■ What needs to be done:
Copy out each line below that has the word "this" in it.

■ Provided material:
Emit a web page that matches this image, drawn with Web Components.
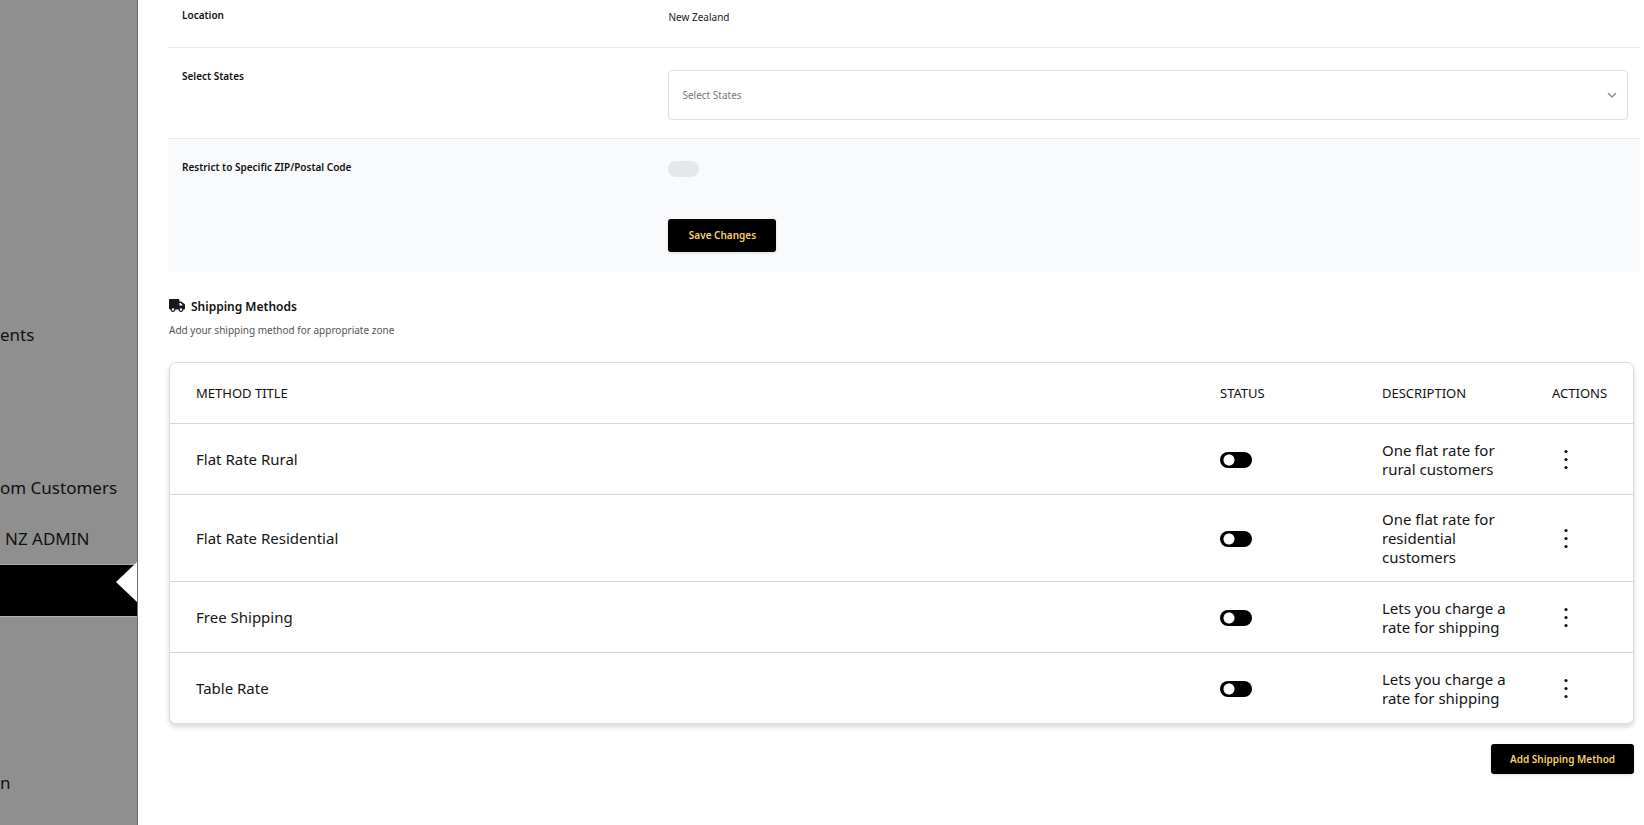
<!DOCTYPE html>
<html lang="en">
<head>
<meta charset="utf-8">
<title>Shipping Zone</title>
<style>
html, body { margin: 0; background: #fff; }
body { font-family: "Noto Sans", "Open Sans", sans-serif; color: #111; }
</style>
</head>
<body>
<shipping-app></shipping-app>

<script>
const define = (name, html, setup) => {
  const template = document.createElement('template');
  template.innerHTML = html;
  customElements.define(name, class extends HTMLElement {
    constructor() {
      super();
      this.attachShadow({ mode: 'open' }).append(template.content.cloneNode(true));
    }
    connectedCallback() {
      if (setup && !this.ready) { this.ready = true; setup(this, this.shadowRoot); }
    }
  });
};

/* Shared look of the black action buttons */
const buttonStyle = `
  button { box-sizing: border-box; border: 0; border-radius: 3px; background: #000; color: #f6d365;
    font: 600 10px/16px "Noto Sans", sans-serif; cursor: pointer; box-shadow: 0 1px 3px rgba(0,0,0,.12); }`;

define('side-menu', `
  <style>
    :host { display: block; box-sizing: border-box; background: #8f8f8f; border-right: 1px solid #6c6c6c; }
    ul { list-style: none; margin: 0; padding: 309px 0 0; }
    li { height: 51px; }
    li.apart { margin-top: 140px; }
    a { display: block; color: #111; font-size: 17px; line-height: 51px; text-decoration: none; white-space: nowrap; }
    .indent { padding-left: 5px; }
    .active { display: flex; justify-content: flex-end; align-items: center; background: #000;
      border-top: 1px solid #aaa; border-bottom: 1px solid #b4b4b4; }
    .active svg { display: block; flex: none; width: 21px; height: 40px; margin-bottom: 18px; }
  </style>
  <nav aria-label="Store menu">
    <ul>
      <li><a href="#">ents</a></li>
      <li></li>
      <li></li>
      <li><a href="#">om Customers</a></li>
      <li class="indent"><a href="#">NZ ADMIN</a></li>
      <li class="active"><svg viewBox="0 0 21 40" aria-hidden="true"><path d="M21 0V40L0 20Z" fill="#fff"/></svg></li>
      <li class="apart"><a href="#">n</a></li>
    </ul>
  </nav>`);

define('form-row', `
  <style>
    :host { display: grid; grid-template-columns: 34% 1fr; box-sizing: border-box; min-height: 61px;
      border-bottom: 1px solid #e9e9e9; font-size: 10px; line-height: 16px; }
    :host([shaded]) { background: #f9fafc; border-bottom: 0; }
    .label { padding: 20px 14px; font-weight: 600; color: #111; }
    .value { padding: 22px 12px 18px 0; color: #222; }
  </style>
  <div class="label"><slot name="label"></slot></div>
  <div class="value"><slot></slot></div>`);

define('zone-form', `
  <style>
    :host { display: block; }
    ${buttonStyle}
    .picker { position: relative; display: block; }
    select { display: block; box-sizing: border-box; width: 100%; height: 50px; padding: 0 13px; appearance: none;
      border: 1px solid #dedede; border-radius: 4px; background: #fff; color: #777;
      font: 10px/16px "Noto Sans", sans-serif; }
    .picker svg { position: absolute; right: 11px; top: 20px; width: 10px; height: 10px; pointer-events: none; }
    input { display: block; appearance: none; width: 31px; height: 16px; margin: 0; border-radius: 8px; background: #e6e7e9; }
    button { display: block; width: 108px; height: 33px; margin-top: 42px; margin-bottom: 2px; padding-bottom: 3px; }
  </style>
  <form>
    <form-row><span slot="label">Location</span>New Zealand</form-row>
    <form-row>
      <label slot="label" for="states">Select States</label>
      <span class="picker">
        <select id="states"><option>Select States</option></select>
        <svg viewBox="0 0 10 10" fill="none" stroke="#8a8a8a" stroke-width="1.4" aria-hidden="true"><path d="M1 3L5 7L9 3"/></svg>
      </span>
    </form-row>
    <form-row shaded>
      <label slot="label" for="zip">Restrict to Specific ZIP/Postal Code</label>
      <input id="zip" type="checkbox" role="switch">
      <button type="button">Save Changes</button>
    </form-row>
  </form>`);

define('section-heading', `
  <style>
    :host { display: block; }
    h2 { display: flex; align-items: center; gap: 6px; margin: 0; font-size: 12px; line-height: 24px; font-weight: 600; color: #111; }
    svg { width: 16px; height: 13px; margin-bottom: 3px; }
    p { margin: 3px 0 0; font-size: 10px; line-height: 16px; color: #555; }
  </style>
  <h2><svg viewBox="0 0 640 512" aria-hidden="true"><path fill="#15181e" d="M48 0C21.500 0 0 21.500 0 48V368c0 26.500 21.500 48 48 48H64c0 53 43 96 96 96s96-43 96-96H384c0 53 43 96 96 96s96-43 96-96h32c17.700 0 32-14.300 32-32s0-14 0-32V256 237.300c0-17-6.700-33.300-18.700-45.300L512 114.700c-12-12-28.300-18.700-45.300-18.700H416V48c0-26.500-21.500-48-48-48H48zM416 160h50.700L544 237.300V256H416V160zM112 416a48 48 0 1 1 96 0 48 48 0 1 1 -96 0zm368-48a48 48 0 1 1 0 96 48 48 0 1 1 0-96z"/></svg><slot></slot></h2>
  <p><slot name="note"></slot></p>`);

define('methods-table', `
  <style>
    :host { display: block; box-sizing: border-box; border: 1px solid #dcdcdc; border-radius: 7px; background: #fff;
      box-shadow: 0 3px 5px rgba(0,0,0,.16); }
    table { width: 100%; table-layout: fixed; border-collapse: separate; border-spacing: 0; }
    col.status { width: 162px; }
    col.description { width: 170px; }
    col.actions { width: 107px; }
    th, td { box-sizing: border-box; padding: 15px 15px 14px 26px; text-align: left; vertical-align: middle; }
    th { height: 61px; border-bottom: 1px solid #d6d6d6; font-size: 13px; line-height: 19px; font-weight: 400; color: #111; }
    td { height: 71px; border-bottom: 1px solid #d6d6d6; font-size: 15px; line-height: 19px; color: #151515; }
    tbody tr:last-child td { height: 70px; border-bottom: 0; }
    input { display: block; appearance: none; width: 32px; height: 16px; margin: 0; border-radius: 8px;
      background: radial-gradient(circle at 9px 8px, #fff 5px, #000 6px); }
    button { display: block; width: 28px; height: 28px; padding: 0; border: 0; background: none; }
    svg { display: block; width: 28px; height: 28px; }
  </style>
  <table>
    <colgroup><col><col class="status"><col class="description"><col class="actions"></colgroup>
    <thead><tr><th>METHOD TITLE</th><th>STATUS</th><th>DESCRIPTION</th><th>ACTIONS</th></tr></thead>
    <tbody></tbody>
  </table>`, (host, root) => {
  const methods = [
    ['Flat Rate Rural', 'One flat rate for rural customers'],
    ['Flat Rate Residential', 'One flat rate for residential customers'],
    ['Free Shipping', 'Lets you charge a rate for shipping'],
    ['Table Rate', 'Lets you charge a rate for shipping']
  ];
  root.querySelector('tbody').innerHTML = methods.map(([title, text]) => `
    <tr>
      <td>${title}</td>
      <td><input type="checkbox" role="switch" aria-label="${title} status"></td>
      <td>${text}</td>
      <td><button type="button" aria-label="${title} actions"><svg viewBox="0 0 28 28" fill="#111" aria-hidden="true"><circle cx="14" cy="5.500" r="1.600"/><circle cx="14" cy="13.500" r="1.600"/><circle cx="14" cy="21.500" r="1.600"/></svg></button></td>
    </tr>`).join('');
});

define('shipping-app', `
  <style>
    :host { display: grid; grid-template-columns: 138px minmax(0, 1fr); min-height: 100vh; }
    main { padding: 0 4px 0 30px; }
    zone-form { margin-top: -13px; }
    section { padding: 23px 6px 0 1px; }
    methods-table { margin-top: 24px; }
    footer { display: flex; justify-content: flex-end; margin-top: 20px; }
    ${buttonStyle}
    button { width: 143px; height: 30px; }
  </style>
  <side-menu></side-menu>
  <main>
    <zone-form></zone-form>
    <section>
      <section-heading>Shipping Methods<span slot="note">Add your shipping method for appropriate zone</span></section-heading>
      <methods-table></methods-table>
      <footer><button type="button">Add Shipping Method</button></footer>
    </section>
  </main>`);
</script>
</body>
</html>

■ Answer in full:
Emit a web page that matches this image, drawn with Web Components.
      this.attachShadow({ mode: 'open' }).append(template.content.cloneNode(true));
      if (setup && !this.ready) { this.ready = true; setup(this, this.shadowRoot); }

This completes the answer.